Le texte ci-dessous reproduit une interview publiée par le Journal « Voix de l'Ain ». Je voudrais, en quelques mots, replacer cette interview dans sa genèse. Depuis plusieurs mois, le Directeur du Journal m'avait contacté et sollicitait un entretien. Peu enclin à parler de moi, je me suis finalement rendu aux arguments de Monsieur Bernard Bienvenu. J'ai été particulièrement sensible à l'un d'entre eux : comment quitter le diocèse sans permettre au Journal diocésain de faire un tour d'horizon sur ce quart de siècle ? Pouvait-on en rester à une annonce sèche, quasi administrative, du départ de l'Évêque ?

J'ai donc accepté de me soumettre à ses nombreuses questions. Je les avais reçues à l'avance pour me permettre de leur apporter des réponses quelque peu réfléchies, sans pour autant supprimer la spontanéité du dialogue. Vous trouvez donc ci-dessous les questions et les réponses telles qu'elles sont parues dans le numéro de Voix de l'Ain du 4 mai 2012.

Faute de temps, je n'y ajoute rien, bien que des compléments seraient très souhaitables. On ne fait pas entrer 25 années d'activité pastorale dans l'espace de quelques pages d'une revue. Je remercie Monsieur Bienvenu de m'avoir soumis à cet exercice auquel je n'étais pas initialement très disposé.

+ Père Guy-Marie Bagnard,
Evêque de Belley-Ars

 

Etes-vous heureux que l'heure de la retraite sonne ?

Le mot « retraite » n'est pas le mieux approprié. Le prêtre a mis son existence au service de Dieu et de l'Eglise. Cela veut dire que cette disponibilité de fond ne cesse pas avec la retraite. On reste prêtre, donc en tablier de service.

Vous ne serez bientôt plus en charge d'un diocèse. Est-ce que vous êtes soulagé que cette charge-là prenne fin ?
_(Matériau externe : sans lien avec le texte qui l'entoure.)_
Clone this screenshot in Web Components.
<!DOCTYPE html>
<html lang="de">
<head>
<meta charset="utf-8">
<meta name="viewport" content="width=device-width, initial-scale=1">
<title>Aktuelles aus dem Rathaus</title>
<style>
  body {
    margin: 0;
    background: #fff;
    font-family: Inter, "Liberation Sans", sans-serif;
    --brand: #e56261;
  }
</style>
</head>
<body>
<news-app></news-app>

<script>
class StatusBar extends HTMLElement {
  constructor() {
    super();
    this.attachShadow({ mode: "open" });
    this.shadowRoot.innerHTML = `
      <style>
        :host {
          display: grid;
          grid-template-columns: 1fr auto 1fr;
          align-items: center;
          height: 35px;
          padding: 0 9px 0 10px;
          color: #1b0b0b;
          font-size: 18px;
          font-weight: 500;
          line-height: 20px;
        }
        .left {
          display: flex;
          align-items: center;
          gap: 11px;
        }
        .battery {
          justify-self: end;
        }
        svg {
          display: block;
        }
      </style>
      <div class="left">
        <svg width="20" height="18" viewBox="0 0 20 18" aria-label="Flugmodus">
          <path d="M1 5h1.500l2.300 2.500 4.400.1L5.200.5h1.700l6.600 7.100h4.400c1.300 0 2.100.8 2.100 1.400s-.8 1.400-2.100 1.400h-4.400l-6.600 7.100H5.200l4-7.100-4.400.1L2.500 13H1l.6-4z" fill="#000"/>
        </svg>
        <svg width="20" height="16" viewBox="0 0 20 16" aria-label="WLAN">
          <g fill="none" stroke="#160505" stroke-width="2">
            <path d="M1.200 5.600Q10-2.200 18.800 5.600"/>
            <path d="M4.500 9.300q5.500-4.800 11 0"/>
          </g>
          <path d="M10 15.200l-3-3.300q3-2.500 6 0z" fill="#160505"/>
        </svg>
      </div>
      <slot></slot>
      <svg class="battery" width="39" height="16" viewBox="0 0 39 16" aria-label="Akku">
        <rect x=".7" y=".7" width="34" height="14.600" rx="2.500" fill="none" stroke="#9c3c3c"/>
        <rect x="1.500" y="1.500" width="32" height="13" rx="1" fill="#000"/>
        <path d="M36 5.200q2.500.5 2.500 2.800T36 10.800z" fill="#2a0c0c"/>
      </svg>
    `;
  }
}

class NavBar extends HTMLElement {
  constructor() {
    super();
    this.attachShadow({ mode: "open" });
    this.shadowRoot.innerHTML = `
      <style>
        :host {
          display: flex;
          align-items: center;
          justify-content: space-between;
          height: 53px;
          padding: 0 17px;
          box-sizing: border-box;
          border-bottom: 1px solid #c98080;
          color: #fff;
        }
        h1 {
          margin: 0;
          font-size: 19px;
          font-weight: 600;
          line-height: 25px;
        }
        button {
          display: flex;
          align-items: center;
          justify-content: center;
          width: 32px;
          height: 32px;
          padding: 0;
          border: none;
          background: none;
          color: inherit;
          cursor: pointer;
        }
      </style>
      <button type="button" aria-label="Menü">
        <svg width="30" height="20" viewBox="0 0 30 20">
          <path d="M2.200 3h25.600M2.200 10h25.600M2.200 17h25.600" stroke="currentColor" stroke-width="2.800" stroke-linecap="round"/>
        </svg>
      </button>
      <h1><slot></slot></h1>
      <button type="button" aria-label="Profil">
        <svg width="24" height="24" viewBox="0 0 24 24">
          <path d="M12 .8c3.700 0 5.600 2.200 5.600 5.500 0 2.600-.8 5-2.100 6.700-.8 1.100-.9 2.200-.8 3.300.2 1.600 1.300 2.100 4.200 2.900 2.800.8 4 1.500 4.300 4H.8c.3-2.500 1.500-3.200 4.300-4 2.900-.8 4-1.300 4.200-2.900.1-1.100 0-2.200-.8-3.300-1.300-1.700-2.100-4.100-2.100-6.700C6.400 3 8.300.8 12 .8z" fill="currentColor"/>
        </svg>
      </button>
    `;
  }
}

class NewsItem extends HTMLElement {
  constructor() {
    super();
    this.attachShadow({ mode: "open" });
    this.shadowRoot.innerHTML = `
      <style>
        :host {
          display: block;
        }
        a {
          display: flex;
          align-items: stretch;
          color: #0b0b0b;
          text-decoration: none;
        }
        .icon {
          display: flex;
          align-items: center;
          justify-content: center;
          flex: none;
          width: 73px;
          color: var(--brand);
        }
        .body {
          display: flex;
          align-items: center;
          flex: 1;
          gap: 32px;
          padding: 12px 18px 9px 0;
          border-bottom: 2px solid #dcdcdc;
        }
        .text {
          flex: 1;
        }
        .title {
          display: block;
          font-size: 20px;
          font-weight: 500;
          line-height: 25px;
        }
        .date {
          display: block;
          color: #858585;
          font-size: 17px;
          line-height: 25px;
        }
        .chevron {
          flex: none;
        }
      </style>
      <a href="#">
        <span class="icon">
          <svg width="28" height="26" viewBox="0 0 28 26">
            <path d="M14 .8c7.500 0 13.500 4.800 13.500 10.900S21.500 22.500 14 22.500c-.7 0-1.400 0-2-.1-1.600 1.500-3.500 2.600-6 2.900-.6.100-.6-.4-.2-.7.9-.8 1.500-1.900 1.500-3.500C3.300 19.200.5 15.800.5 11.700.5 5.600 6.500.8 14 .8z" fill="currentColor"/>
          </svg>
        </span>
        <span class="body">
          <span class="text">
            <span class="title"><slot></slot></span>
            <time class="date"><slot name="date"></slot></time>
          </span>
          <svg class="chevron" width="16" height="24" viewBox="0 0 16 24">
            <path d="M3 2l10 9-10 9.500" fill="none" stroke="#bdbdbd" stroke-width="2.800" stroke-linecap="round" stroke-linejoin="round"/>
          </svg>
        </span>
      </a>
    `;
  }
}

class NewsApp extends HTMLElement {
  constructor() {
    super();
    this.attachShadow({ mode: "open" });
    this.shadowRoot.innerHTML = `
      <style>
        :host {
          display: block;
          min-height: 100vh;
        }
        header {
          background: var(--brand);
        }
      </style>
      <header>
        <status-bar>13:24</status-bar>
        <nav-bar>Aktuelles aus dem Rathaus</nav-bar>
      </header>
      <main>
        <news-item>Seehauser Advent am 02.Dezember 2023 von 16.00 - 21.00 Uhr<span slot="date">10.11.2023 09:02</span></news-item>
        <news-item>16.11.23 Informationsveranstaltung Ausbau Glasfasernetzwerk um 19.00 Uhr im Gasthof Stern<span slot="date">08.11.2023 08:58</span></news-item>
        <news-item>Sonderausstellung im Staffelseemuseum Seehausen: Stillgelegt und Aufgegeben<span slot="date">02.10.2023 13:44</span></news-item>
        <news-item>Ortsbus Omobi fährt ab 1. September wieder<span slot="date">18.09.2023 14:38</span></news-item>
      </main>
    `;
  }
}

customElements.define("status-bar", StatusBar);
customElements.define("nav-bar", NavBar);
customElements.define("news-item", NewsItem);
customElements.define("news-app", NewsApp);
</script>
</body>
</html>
Oui à 75 ans, les choses se portent plus difficilement. Les années ont passé très vite et je me sens un petit peu dépaysé d'apprendre que j'ai 75 ans, comme si j'étais spectateur de ma propre vie. Un peu à la manière de l'Étranger de Camus qui se découvre surpris de ce qui lui arrive. Il faut sûrement un peu de temps pour mesurer qu'on est en retraite...

Qu'est-ce qui vous manquera le plus ?

Sans doute la variété des contacts. Dans toute ma vie de prêtre, le travail m'a toujours absorbé, avec le sentiment que la tâche était toujours plus grande que ce que je pouvais faire. J'aime remplir la mission qui m'est confiée. J'y vois le service auquel m'appellent le Christ et son Eglise. C'est ma façon de donner ma vie ! Je continuerai à me donner parce que c'est le fil rouge de mon existence.

Vous êtes d'un tempérament bouillant, impatient, un peu « bulldozer »... Vous semblez être plus à l'aise dans les contacts personnels que dans les relations avec des groupes constitués. Est-ce une réalité ? Seriez-vous un timide qui s'ignore ? Un intellectuel qui préfère l'ombre à l'avant-scène ?

Vous dites « impatient » et je le suis. Quand j'étais enfant, mon père me disait : « Tu voudrais arriver avant d'être parti ! ». J'étais très sportif, j'avais besoin de me dépenser beaucoup, surtout dans le foot... Mais quand vous dites « bouillant », je dirais plutôt « vif, spontané » et peut être « combatif », mais surtout je crois, « déterminé ». J'aime bien aller au bout de ce qui est entrepris, Je n'aime pas rester au milieu du gué. Vous dites aussi « timide ». Selon vous, je serais un « fonceur timide », un « audacieux craintif », un « entrepreneur morose » (...) en somme, quelqu'un qui va de l'avant à reculons ! Je ne croyais pas avoir une nature aussi contrastée !

Est-ce que vous reconnaissez cette timidité mêlée au tempérament combatif de quelqu'un qui n'aime pas l'avant-scène sur laquelle il se trouve ?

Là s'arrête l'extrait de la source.